I am using Python and Elasticsearch to process large amounts of data. Using the Search API, a response will contain the requested documents in a list "hits":
{
...
"hits" : {
...
"hits" : [
{ "_source": {...} },
{ "_source": {...} },
{ "_source": {...} }
]
...
}
However, each document is embedded in an _source field, rather than being the raw document I wish (and expected) Elasticsearch would give me. In order for this information to be usable for me, I need to extract every document from each hits.source field into a new list like this:
hits = es_response.get("hits").get("hits")
items = []
for hit in hits:
items.append(hit.get("_source"))
return {
"items": items
}
Optimally, I would prefer to not have to extract each document from the response into a list.
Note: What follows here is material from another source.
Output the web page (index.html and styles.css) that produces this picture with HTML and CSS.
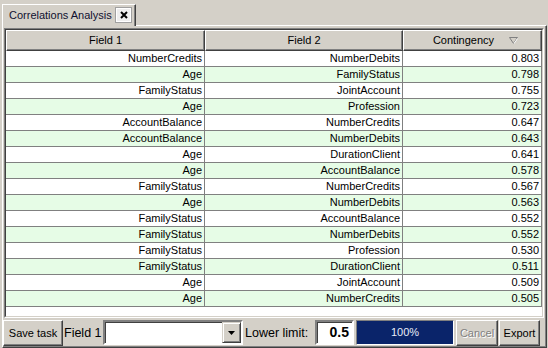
FILE: index.html
```html
<!DOCTYPE html>
<html lang="en">
<head>
    <meta charset="UTF-8">
    <title>Correlations Analysis</title>
    <link rel="stylesheet" href="styles.css">
</head>
<body>

    <div class="tabs">
        <div class="tab">
            <span class="tab-title">Correlations Analysis</span>
            <span class="close">
                <svg width="8" height="8" viewBox="0 0 8 8"><path d="M1 1L7 7M7 1L1 7" stroke="#000" stroke-width="2"/></svg>
            </span>
        </div>
    </div>

    <div class="panel">
        <div class="grid-wrap">
            <div class="grid-inner">
                <table class="grid">
                    <colgroup>
                        <col class="col-f1">
                        <col class="col-f2">
                        <col class="col-c">
                    </colgroup>
                    <thead>
                        <tr>
                            <th>Field 1</th>
                            <th>Field 2</th>
                            <th><span class="sort-head">Contingency
                                <svg class="sort" width="9" height="7" viewBox="0 0 9 7"><path d="M0.5 0.5H8.5L4.5 6.5Z" fill="none" stroke="#808080"/><path d="M8.5 1.5L5 6.5" stroke="#fff"/></svg>
                            </span></th>
                        </tr>
                    </thead>
                    <tbody>
                        <tr><td>NumberCredits</td><td>NumberDebits</td><td>0.803</td></tr>
                        <tr><td>Age</td><td>FamilyStatus</td><td>0.798</td></tr>
                        <tr><td>FamilyStatus</td><td>JointAccount</td><td>0.755</td></tr>
                        <tr><td>Age</td><td>Profession</td><td>0.723</td></tr>
                        <tr><td>AccountBalance</td><td>NumberCredits</td><td>0.647</td></tr>
                        <tr><td>AccountBalance</td><td>NumberDebits</td><td>0.643</td></tr>
                        <tr><td>Age</td><td>DurationClient</td><td>0.641</td></tr>
                        <tr><td>Age</td><td>AccountBalance</td><td>0.578</td></tr>
                        <tr><td>FamilyStatus</td><td>NumberCredits</td><td>0.567</td></tr>
                        <tr><td>Age</td><td>NumberDebits</td><td>0.563</td></tr>
                        <tr><td>FamilyStatus</td><td>AccountBalance</td><td>0.552</td></tr>
                        <tr><td>FamilyStatus</td><td>NumberDebits</td><td>0.552</td></tr>
                        <tr><td>FamilyStatus</td><td>Profession</td><td>0.530</td></tr>
                        <tr><td>FamilyStatus</td><td>DurationClient</td><td>0.511</td></tr>
                        <tr><td>Age</td><td>JointAccount</td><td>0.509</td></tr>
                        <tr><td>Age</td><td>NumberCredits</td><td>0.505</td></tr>
                    </tbody>
                </table>
            </div>
        </div>

        <div class="toolbar">
            <button class="btn btn-save">Save task</button>
            <span class="label label-field">Field 1</span>
            <div class="combo">
                <span class="combo-btn">
                    <svg width="7" height="4" viewBox="0 0 7 4"><path d="M0 0H7L3.5 4Z" fill="#000"/></svg>
                </span>
            </div>
            <span class="label label-limit">Lower limit:</span>
            <div class="limit">0.5</div>
            <div class="progress">100%</div>
            <button class="btn btn-cancel" disabled>Cancel</button>
            <button class="btn btn-export">Export</button>
        </div>
    </div>

</body>
</html>
```

FILE: styles.css
```css
body {
    margin: 0;
    width: 548px;
    height: 348px;
    overflow: hidden;
    background-color: #d4d0c8;
    font-family: "Liberation Sans", Arial, sans-serif;
    font-size: 11px;
    color: #000;
}

/* tab strip */
.tabs {
    height: 25px;
    display: flex;
    align-items: flex-end;
}
.tab {
    position: relative;
    z-index: 1;
    margin-left: 2px;
    margin-bottom: -1px;
    width: 134px;
    height: 22px;
    box-sizing: border-box;
    padding: 0 3px 1px 6px;
    display: flex;
    align-items: center;
    justify-content: space-between;
    background-color: #d4d0c8;
    border-top: 1px solid #fff;
    border-left: 1px solid #fff;
    border-right: 1px solid #404040;
    box-shadow: inset -1px 0 #808080;
}
.tab-title {
    white-space: nowrap;
    font-size: 11px;
    color: #101030;
}
.close {
    flex: none;
    width: 17px;
    height: 16px;
    box-sizing: border-box;
    display: flex;
    align-items: center;
    justify-content: center;
    border: 1px solid #a0a0a0;
    box-shadow: inset 1px 1px #fff, inset -1px -1px #fff;
    background-color: #eeeeee;
}

/* main panel */
.panel {
    margin-left: 2px;
    width: 545px;
    height: 323px;
    box-sizing: border-box;
    padding: 2px 2px 0 1px;
    display: flex;
    flex-direction: column;
    border-top: 1px solid #fff;
    border-left: 1px solid #fff;
    border-right: 1px solid #404040;
    border-bottom: 1px solid #404040;
    box-shadow: inset -1px -1px #808080;
}
.grid-wrap {
    height: 290px;
    box-sizing: border-box;
    border: 1px solid;
    border-color: #808080 #fff #fff #808080;
}
.grid-inner {
    height: 100%;
    box-sizing: border-box;
    border: 1px solid;
    border-color: #404040 #d4d0c8 #d4d0c8 #404040;
    background-color: #fff;
    overflow: hidden;
}

/* grid */
.grid {
    width: 100%;
    border-spacing: 0;
    table-layout: fixed;
}
.col-f1 {
    width: 199px;
}
.col-f2 {
    width: 198px;
}
.grid th {
    padding: 0;
    font-weight: normal;
    line-height: 19px;
    background-color: #d4d0c8;
    border-top: 1px solid #fff;
    border-left: 1px solid #fff;
    border-right: 1px solid #404040;
    border-bottom: 1px solid #404040;
    box-shadow: inset -1px -1px #808080;
}
.sort-head {
    display: inline-flex;
    align-items: center;
    gap: 15px;
    margin-left: 6px;
}
.grid td {
    padding: 0 2px 0 0;
    line-height: 15px;
    text-align: right;
    white-space: nowrap;
    border-right: 1px solid #808080;
    border-bottom: 1px solid #808080;
}
.grid tbody tr:nth-child(even) td {
    background-color: #e6fce6;
}

/* bottom toolbar */
.toolbar {
    flex: 1;
    display: flex;
    align-items: center;
    margin-left: -1px;
}
.btn {
    height: 26px;
    box-sizing: border-box;
    padding: 0;
    font-family: inherit;
    font-size: 11px;
    color: #000;
    background-color: #d4d0c8;
    border: 1px solid;
    border-color: #fff #404040 #404040 #fff;
    box-shadow: inset -1px -1px #808080;
}
.btn-save {
    width: 60px;
}
.btn-cancel {
    width: 42px;
    margin-left: 2px;
    color: #808080;
    text-shadow: 1px 1px #fff;
}
.btn-export {
    width: 41px;
    margin-left: 1px;
}
.label {
    font-size: 12.5px;
    white-space: nowrap;
}
.label-field {
    width: 38px;
    margin-left: 1px;
}
.label-limit {
    width: 70px;
    margin-left: 2px;
}
.combo {
    width: 140px;
    height: 25px;
    margin-left: 1px;
    box-sizing: border-box;
    display: flex;
    justify-content: flex-end;
    background-color: #fff;
    border: 2px solid;
    border-color: #808080 #fff #fff #808080;
    box-shadow: inset 1px 1px #404040;
}
.combo-btn {
    width: 19px;
    height: 21px;
    box-sizing: border-box;
    display: flex;
    align-items: center;
    justify-content: center;
    background-color: #d4d0c8;
    border: 1px solid;
    border-color: #d4d0c8 #404040 #404040 #d4d0c8;
    box-shadow: inset 1px 1px #fff, inset -1px -1px #808080;
}
.limit {
    width: 39px;
    height: 25px;
    box-sizing: border-box;
    padding-right: 3px;
    text-align: right;
    line-height: 21px;
    font-size: 14px;
    font-weight: bold;
    background-color: #fff;
    border: 2px solid;
    border-color: #808080 #fff #fff #808080;
    box-shadow: inset 1px 1px #404040;
}
.progress {
    width: 98px;
    height: 25px;
    margin-left: 2px;
    box-sizing: border-box;
    text-align: center;
    line-height: 23px;
    color: #e8ecf8;
    background-color: #0a246a;
    border: 1px solid;
    border-color: #808080 #fff #fff #808080;
}
```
Is there a way to configure Elasticsearch to respond with the document data NOT nested in _source? If not, is my solution the best way of getting around this? I was thinking of using Python generators, but need to see if they better fit my use case (I believe they can be slower but use less memory).
Note: I am aware of Elasticsearch's filter_path parameter that allows you to ONLY return the _source field (The response example above assumes usage of this feature), but each document is still embedded within its own _source field and needs to be extracted to an upper layer. Therefore, the question does not match previously-asked questions on this topic.